Orator berbicara dari panggung besar yang menjadi pusat demonstrasi. Di belakangnya ada layar raksasa yang menayangkan langsung berita mengenai demonstrasi di beberapa titik. Tidak hanya orasi, tetapi panggung juga diisi dengan suguhan tari-tarian, band, sampai barongsay. Sungguh sebuah hiburan bagi para pendemo yang sebagian datang dari tempat-tempat yang jauh, tinggal di tenda atau emper-emper toko, dan tidak tahu kapan akan berakhir.

Sementara itu, di lingkar terluar, berderet pedagang-pedagang kaki lima yang menjual atribut demo seperti yang kusebut di atas, juga pedagang-pedagang makanan. Bagaimana tidak mirip psar malam?



Esoknya – entah bisa disebut sengaja atau tidak – kami mendatangi titik demonstrasi di National Stadium yang bersebelahan dengan pusat belanja MBK, semacam Mangga Dua di Bangkok. Masih pagi saat itu, beberapa dari mereka masih meringkuk di teras-teras MBK, atau dalam tenda yang berjajar di trotoar, kawasan stasiun, serta halaman National Stadium. Bangkok sedang dingin saat itu, tentunya amat tidak nyaman tidur di luar ruangan.



Semakin siang, kawasan itu semakin ramai. Seperti di Si Lom, di sana juga ada panggung besar dan layar raksasa. Demonstrasi di sini mungkin lebih ramai karena dekat dengan kawasan niaga dan wisata. Beberapa turis tampak memotret dan bahkan berbaur, termasuk kami. Beberapa demonstran bahkan meminjamkan poster demo untuk turis yang ingin berfoto. Ah, pintar sekali mereka. Turis-turis itu pastilah akan dengan bangga meng-uploadnya ke twitter atau facebook mereka dan dengan cepat akan tersebar dalam media sosial.




Kami juga mampir ke lokasi demo di dekat patung King Rama VI yang menjadi satu dengan Lumpini Park. Di kawasan taman kota itu, terlihat keseharian para demonstran. Tenda-tenda berjajar mengelilingi danau dan pada hamparan rumput di sana. Beberapa demonstran tampak beristirahat di dalamnya.  Pakaian-pakaian dijemur di dekat tenda. Di bagian lain tampak tenda logistik yang selalu sibuk: menurunkan muatan seperti selimut, air mineral, tenda, dan sebagainya; juga beberapa demonstran yang datang untuk meminta barang-barang tersebut. Menjelang makan, posko makanan dipenuhi orang-orang. Situasinya mengingatkanku pada camp bencana dalam level yang lebih tenang.

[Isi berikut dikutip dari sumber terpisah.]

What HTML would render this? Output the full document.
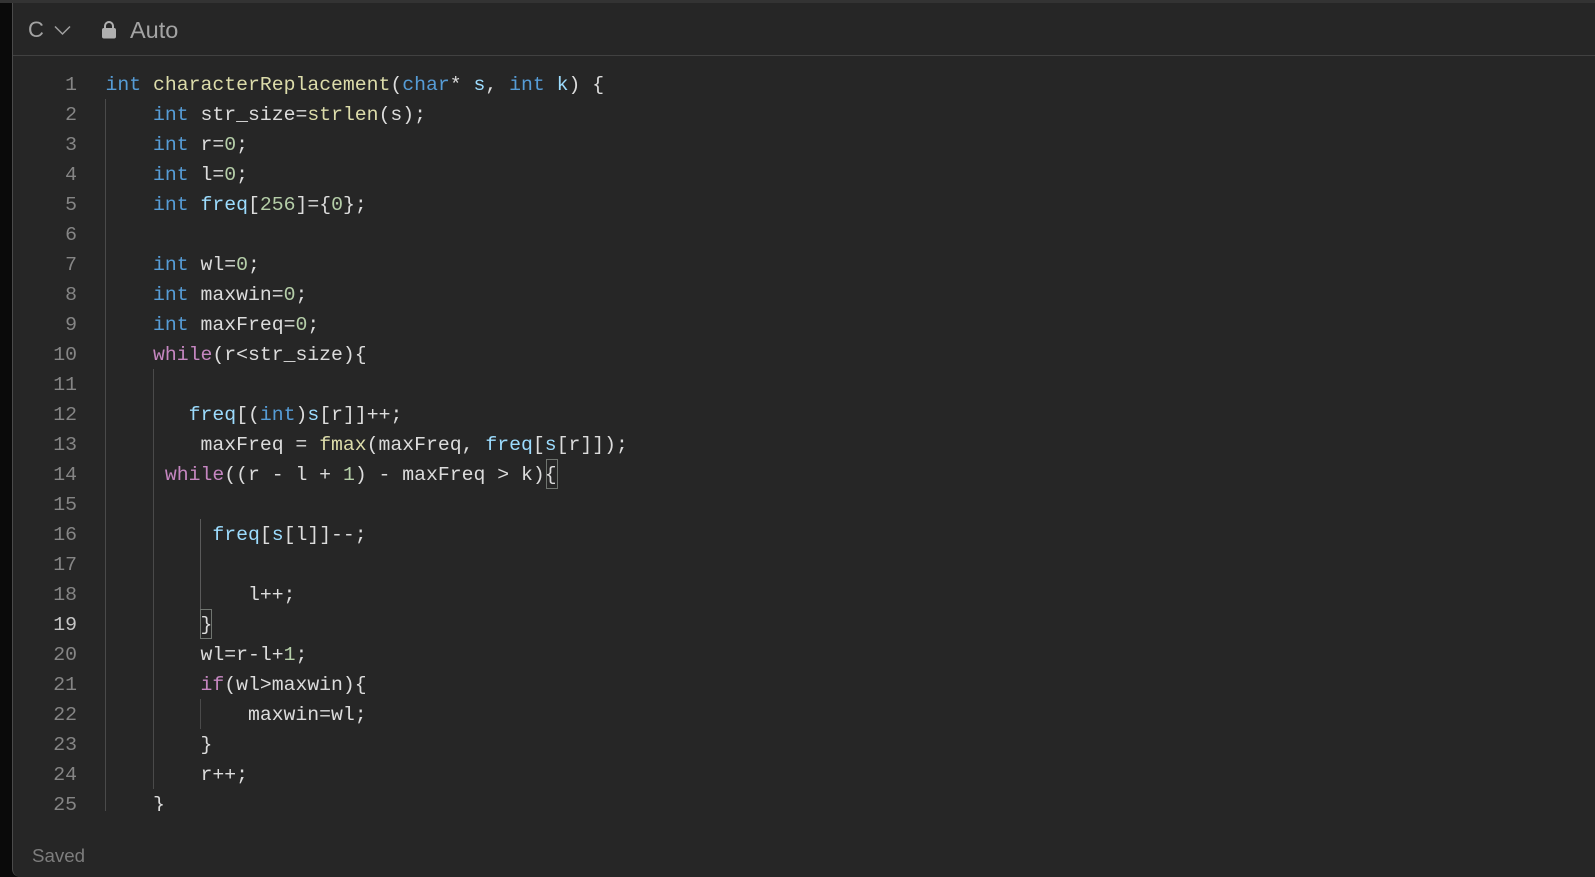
<!DOCTYPE html>
<html><head><meta charset="utf-8">
<style>
html,body{margin:0;padding:0;width:1595px;height:877px;overflow:hidden;background:#0a0a0a}
#p{position:absolute;left:12px;top:0;width:1583px;height:877px;background:#262626;border-left:1px solid #4a4a4a;border-bottom-left-radius:8px;box-sizing:border-box}
.abs{position:absolute}
.l,.n{position:absolute;height:30px;line-height:30px;font-family:"Liberation Mono",monospace;font-size:19.8px;white-space:pre;color:#dcdcdc;margin-top:1px}
.l{left:105.5px}
.n{left:30px;width:47px;text-align:right;color:#858585}
.k{color:#569cd6}.f{color:#dcdcaa}.v{color:#9cdcfe}.d{color:#b5cea8}.c{color:#c586c0}
.g{position:absolute;width:1px;background:#4a4a4a}
.b{position:absolute;border:1px solid #707570;box-sizing:border-box}
.u{position:absolute;font-family:"Liberation Sans",sans-serif;font-size:23.5px;line-height:30px;color:#a3a3a3}
</style></head><body>
<div id="p"></div>
<div class="abs" style="left:0;top:0;width:1595px;height:3px;background:#333"></div>
<div class="abs" style="left:13px;top:55px;width:1582px;height:1px;background:#414141"></div>

<div class="u" style="left:28px;top:15px;font-size:22px">C</div>
<svg class="abs" style="left:53px;top:24px" width="20" height="14" viewBox="0 0 20 14"><path d="M2 2.5 L9.5 10 L17 2.5" fill="none" stroke="#a0a0a0" stroke-width="1.5"/></svg>
<svg class="abs" style="left:100px;top:20px" width="18" height="20" viewBox="0 0 18 20"><path d="M5 9 V6 a4 4 0 0 1 8 0 V9" fill="none" stroke="#b0b0b0" stroke-width="2"/><rect x="2" y="8" width="14" height="10.5" rx="2" fill="#b0b0b0"/></svg>
<div class="u" style="left:130px;top:15px">Auto</div>

<div class="g" style="left:105px;top:99px;height:712px"></div>
<div class="g" style="left:153px;top:369px;height:420px"></div>
<div class="g" style="left:200px;top:519px;height:90px;background:#5a5a5a"></div>
<div class="g" style="left:200px;top:699px;height:30px"></div>
<div class="b" style="left:546px;top:459px;width:12px;height:30px"></div>
<div class="b" style="left:200px;top:609px;width:12px;height:30px"></div>

<div class="n" style="top:69px">1</div><div class="l" style="top:69px"><span class="k">int</span> <span class="f">characterReplacement</span>(<span class="k">char</span>* <span class="v">s</span>, <span class="k">int</span> <span class="v">k</span>) {</div>
<div class="n" style="top:99px">2</div><div class="l" style="top:99px">    <span class="k">int</span> str_size=<span class="f">strlen</span>(s);</div>
<div class="n" style="top:129px">3</div><div class="l" style="top:129px">    <span class="k">int</span> r=<span class="d">0</span>;</div>
<div class="n" style="top:159px">4</div><div class="l" style="top:159px">    <span class="k">int</span> l=<span class="d">0</span>;</div>
<div class="n" style="top:189px">5</div><div class="l" style="top:189px">    <span class="k">int</span> <span class="v">freq</span>[<span class="d">256</span>]={<span class="d">0</span>};</div>
<div class="n" style="top:219px">6</div>
<div class="n" style="top:249px">7</div><div class="l" style="top:249px">    <span class="k">int</span> wl=<span class="d">0</span>;</div>
<div class="n" style="top:279px">8</div><div class="l" style="top:279px">    <span class="k">int</span> maxwin=<span class="d">0</span>;</div>
<div class="n" style="top:309px">9</div><div class="l" style="top:309px">    <span class="k">int</span> maxFreq=<span class="d">0</span>;</div>
<div class="n" style="top:339px">10</div><div class="l" style="top:339px">    <span class="c">while</span>(r&lt;str_size){</div>
<div class="n" style="top:369px">11</div>
<div class="n" style="top:399px">12</div><div class="l" style="top:399px">       <span class="v">freq</span>[(<span class="k">int</span>)<span class="v">s</span>[r]]++;</div>
<div class="n" style="top:429px">13</div><div class="l" style="top:429px">        maxFreq = <span class="f">fmax</span>(maxFreq, <span class="v">freq</span>[<span class="v">s</span>[r]]);</div>
<div class="n" style="top:459px">14</div><div class="l" style="top:459px">     <span class="c">while</span>((r - l + <span class="d">1</span>) - maxFreq &gt; k){</div>
<div class="n" style="top:489px">15</div>
<div class="n" style="top:519px">16</div><div class="l" style="top:519px">         <span class="v">freq</span>[<span class="v">s</span>[l]]--;</div>
<div class="n" style="top:549px">17</div>
<div class="n" style="top:579px">18</div><div class="l" style="top:579px">            l++;</div>
<div class="n" style="top:609px;color:#c6c6c6">19</div><div class="l" style="top:609px">        }</div>
<div class="n" style="top:639px">20</div><div class="l" style="top:639px">        wl=r-l+<span class="d">1</span>;</div>
<div class="n" style="top:669px">21</div><div class="l" style="top:669px">        <span class="c">if</span>(wl&gt;maxwin){</div>
<div class="n" style="top:699px">22</div><div class="l" style="top:699px">            maxwin=wl;</div>
<div class="n" style="top:729px">23</div><div class="l" style="top:729px">        }</div>
<div class="n" style="top:759px">24</div><div class="l" style="top:759px">        r++;</div>
<div class="n" style="top:789px">25</div><div class="l" style="top:789px;height:21px;overflow:hidden">    }</div>

<div class="u" style="left:32px;top:841px;font-size:18.7px;color:#7d7d7d">Saved</div>
</body></html>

Beberapa petugas posko sempat menawari kami makan dan minum, mungkin karena wajah Asia kami tidak terlalu berbeda dengan orang sana terutama orang-orang dari selatan Thailand yang masih masuk rumpun Melayu. Pada saat itulah kami agak menyesal kenapa ngga bawa tenda. Wacana membawa tenda dan bermalam di taman sempat menjadi becandaan sebelum kami berangkat. Kalau tahu akan ada banyak temennya begini, mungkin kami betul-betul tidur di tenda, mandi di WC mobile dan mengantre makan di posko. Pasti akan banyak mengirit biaya jalan-jalan kami. Hahaha…



Setelah dua hari berada di sekitar lokasi demo, akhirnya kami memutuskan untuk benar-benar menjadi turis dengan mengunjungi tempat-tempat tujuan wisata di sana. Untunglah, karena pada sore hari di Khaosan Road, kami sempat melihat berita televisi di sebuah kios yang mengabarkan adanya pelemparan granat di lokasi demo. Tapi sungguh, demonstrasi dan granat itu terasa seperti di tempat yang jauh dari Khaosan Road yang menjadi pusat backpacker. Turis-turis berfoto, berbelanja dan nongkrong di kafe seperti tak terpengaruh. Benarkah tak terpengaruh?


“They are fool!” begitu kata pemilik hotel tempat kami menginap di kawasan Sutthisan. Sempat kubaca beberapa komentar orang Bangkok menganggapi berita tentang demo bahwa Bangkok akan tetap aman bagi wisatawan meskipun sedang berlangsung demonstrasi. Tetapi toh, tetap saja –menurut pemilik hotel itu – tingkat hunian menurun dan banyak tamu yang membatalkan kamarnya.